Here is how Indonesia, Malaysia and Singapore have been strategizing DC industry growth amid tight resource management and zero carbon commitments

Kelvin Fong, Managing Director (Asia Pacific), EdgeConneX

However, that growth is not equal across the board. For example, while Singapore is a mature, established data center hub that leads the rest of the APAC outside China, the country’s carbon commitments have seen limiting of the construction of new data centers: initially with a three-year moratorium, and subsequently through tight allocation of new data centers and capacity.
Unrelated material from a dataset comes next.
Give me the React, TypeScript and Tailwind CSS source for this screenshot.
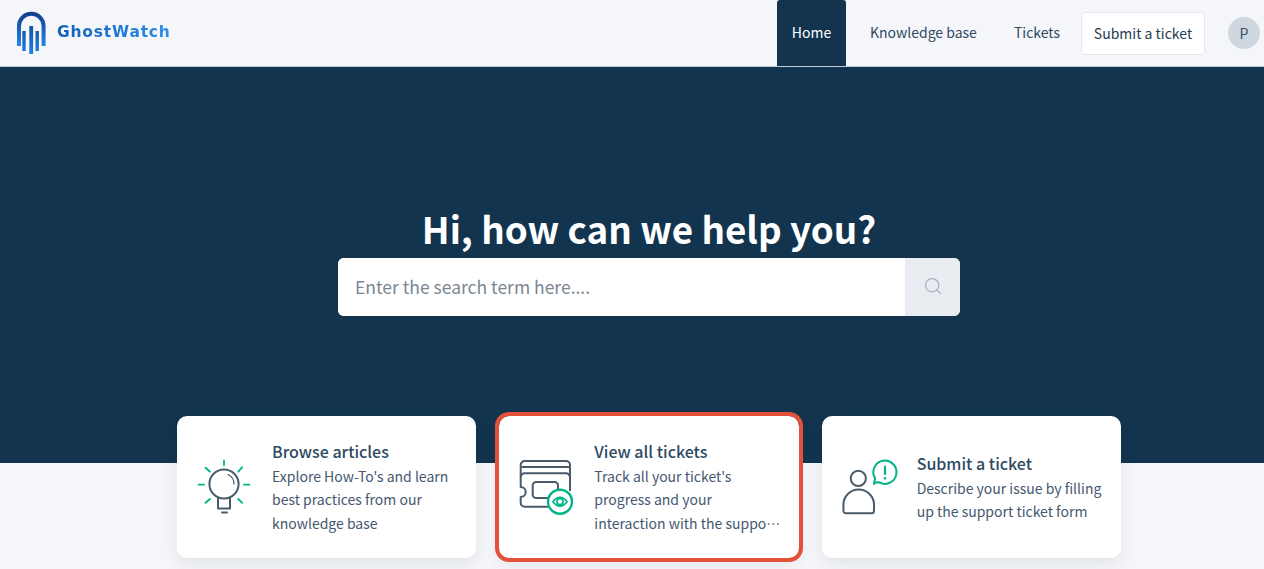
import React from "react";
import { Search } from "lucide-react";

const font = "font-['Noto_Sans_CJK_KR','Source_Sans_Pro',sans-serif]";

const Logo = () => (
  <svg width="36" height="46" viewBox="0 0 36 46" fill="none">
    <defs>
      <linearGradient id="lg" x1="0" y1="0" x2="0" y2="1">
        <stop offset="0" stopColor="#123f8e" />
        <stop offset="1" stopColor="#2488ea" />
      </linearGradient>
      <linearGradient id="lb" gradientUnits="userSpaceOnUse" x1="0" y1="14" x2="0" y2="44">
        <stop offset="0" stopColor="#14509f" />
        <stop offset="1" stopColor="#1f80e2" />
      </linearGradient>
    </defs>
    <path d="M5 36V16a12.3 12.3 0 0 1 24.6 0V36" stroke="url(#lg)" strokeWidth="4" />
    <rect x="8.3" y="21" width="3.4" height="20" fill="url(#lb)" />
    <rect x="15.3" y="16" width="3.8" height="28" fill="url(#lb)" />
    <rect x="21.5" y="21" width="3.4" height="20" fill="url(#lb)" />
  </svg>
);

const BulbIcon = () => (
  <svg width="56" height="56" viewBox="0 0 56 56" fill="none" strokeLinecap="round" className="overflow-visible">
    <g stroke="#00b388" strokeWidth="1.8">
      <path d="M28 1.500v4.500M2.500 25.700h5.500M48 25.700h5.500M9.500 8.800l4.500 3.900M46.200 8.200l-3.900 4.500M9.500 43.800l4.500-3.800M46.200 43.800L42.300 40" />
    </g>
    <g stroke="#4a5a6a" strokeWidth="2">
      <circle cx="28" cy="25" r="14.6" />
      <path d="M22 39v10.500h12V39" strokeLinejoin="round" />
      <path d="M26 53.500h5" />
      <path d="M32 15.500a10.500 10.500 0 0 1 6 9.500" strokeWidth="1.2" />
    </g>
  </svg>
);

const TicketIcon = () => (
  <svg width="56" height="56" viewBox="0 0 56 56" fill="none" className="overflow-visible">
    <g stroke="#4a5a6a" strokeWidth="2" strokeLinejoin="round">
      <path d="M2.700 18V6a4 4 0 0 1 4-4H48a4 4 0 0 1 4 4v12" />
      <path d="M3.500 8h47.800" />
      <path d="M6.700 14.300H48a4 4 0 0 1 4 4V32M38 47.700H6.700a4 4 0 0 1-4-4V38a5 5 0 0 0 0-10V18.300a4 4 0 0 1 4-4" />
      <rect x="14.700" y="23" width="25.300" height="16" rx="3.500" />
    </g>
    <circle cx="42" cy="42.700" r="12" fill="#fff" stroke="#00b388" strokeWidth="2.400" />
    <path d="M35 42.700c3.900-5.800 10.100-5.800 14 0-3.900 5.800-10.100 5.800-14 0z" stroke="#00b388" strokeWidth="1.700" />
    <circle cx="42" cy="42.700" r="3" stroke="#00b388" strokeWidth="1.700" />
  </svg>
);

const PersonIcon = () => (
  <svg width="56" height="56" viewBox="0 0 56 56" fill="none" className="overflow-visible">
    <g stroke="#4a5a6a" strokeWidth="2">
      <circle cx="17.300" cy="19.300" r="7.600" />
      <path d="M5 54.300h25.500a2.500 2.500 0 0 0 2.500-2.500v-6a15.300 15.300 0 0 0-30.600 0v6a2.500 2.500 0 0 0 2.600 2.500z" />
    </g>
    <path
      d="M34.500 23.500l-1.600 1.400 1.200-5.500A11.600 11.600 0 1 1 38 23.200z"
      stroke="#00b388"
      strokeWidth="2"
      strokeLinejoin="round"
    />
    <path d="M44 7.500v7.500" stroke="#00b388" strokeWidth="2.200" strokeLinecap="round" />
    <circle cx="44" cy="19.200" r="1.300" fill="#00b388" />
  </svg>
);

const cards = [
  {
    icon: <BulbIcon />,
    title: "Browse articles",
    text: "Explore How-To's and learn best practices from our knowledge base",
    active: false,
  },
  {
    icon: <TicketIcon />,
    title: "View all tickets",
    text: "Track all your ticket's progress and your interaction with the support team",
    active: true,
  },
  {
    icon: <PersonIcon />,
    title: "Submit a ticket",
    text: "Describe your issue by filling up the support ticket form",
    active: false,
  },
];

const App: React.FC = () => {
  return (
    <div className={`h-[569px] w-full overflow-hidden bg-[#f5f6f9] ${font}`}>
      <header className="flex h-[67px] items-stretch border-b border-[#c3ccd4] pl-[14px] pr-[4px]">
        <div className="flex items-center gap-[7px]">
          <Logo />
          <span className="bg-gradient-to-r from-[#1560b8] to-[#2b8cec] bg-clip-text font-['DejaVu_Sans',sans-serif] text-[15.5px] font-bold tracking-[0.8px] text-transparent">
            GhostWatch
          </span>
        </div>
        <nav className="ml-auto flex items-stretch text-[14px] leading-[23px] text-[#2f4a62]">
          <a className="flex w-[69px] items-center justify-center rounded-t-[3px] bg-[#12344e] pb-[2px] text-white">Home</a>
          <a className="flex items-center pb-[2px] pl-[24px] pr-[37px]">Knowledge base</a>
          <a className="flex items-center pb-[2px] pr-[21px]">Tickets</a>
          <div className="flex items-center pt-[1px]">
            <button className="flex h-[43px] w-[124px] items-center justify-center rounded-[4px] border border-[#e4e7ec] bg-white text-[#263c50]">
              Submit a ticket
            </button>
          </div>
          <div className="ml-[23px] flex items-center">
            <div className="flex h-[32px] w-[32px] items-center justify-center rounded-full bg-[#ced6df] text-[14px] text-[#3e5266]">P</div>
          </div>
        </nav>
      </header>

      <section className="flex h-[396px] flex-col items-center bg-[#12344e] pl-[34px] pt-[135px]">
        <h1 className="text-[36.8px] font-bold leading-[52px] text-white">Hi, how can we help you?</h1>
        <div className="mt-[4px] flex h-[58px] w-[622px] overflow-hidden rounded-[6px] bg-white">
          <input
            placeholder="Enter the search term here...."
            className="min-w-0 flex-1 bg-white px-[17px] text-[17.5px] text-[#44586f] outline-none placeholder:text-[#7b8692]"
          />
          <div className="flex w-[55px] items-center justify-center bg-[#e9edf2] pb-[3px]">
            <Search size={20} strokeWidth={1.5} className="text-[#a5b1bd]" />
          </div>
        </div>
      </section>

      <div className="-mt-[47px] flex justify-center gap-[23px] pl-[34px]">
        {cards.map((c) => (
          <div
            key={c.title}
            className={`flex h-[142px] w-[299.33px] items-center gap-[20px] rounded-[10px] bg-white pl-[19px] pr-[16px] shadow-[0_6px_16px_rgba(30,50,70,0.09)] ${
              c.active ? "outline-4 outline-[#e4503a]" : ""
            }`}
          >
            <div className="h-[56px] w-[56px] shrink-0">{c.icon}</div>
            <div className="min-w-0">
              <div className="mb-[2px] text-[16px] font-medium leading-[24px] text-[#2d4a63]">{c.title}</div>
              <p className="line-clamp-3 text-[14px] leading-[23.5px] text-[#44586f]">{c.text}</p>
            </div>
          </div>
        ))}
      </div>
    </div>
  );
};

export default App;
    • With a comparably larger data center footprint, Malaysia and Indonesia are currently each poised to exceed 500 megawatts of operational capacity over the next few years — due to government initiatives such as setting up Special Economic Zones and tax breaks for attracting new data center investments.
    • Crucially, the resulting new data centers will eventually be powered by renewable power, tapping into sustainability projects that are planned or underway. For instance, Indonesia plans to increase its renewable energy generation to 44% by 2030, from around 12% in 2022. On its part, Malaysia has plans to establish a smart grid and increase the proportion of renewable energy to 31% in 2025, and 40% in 2035 in total power production.
    • In the meantime, Singapore hopes to remain a key market as part of a larger hub that includes Malaysia and Indonesia, with plans to double their already substantial number of subsea landings by 2030 to constitute a diversified, resilient regional network.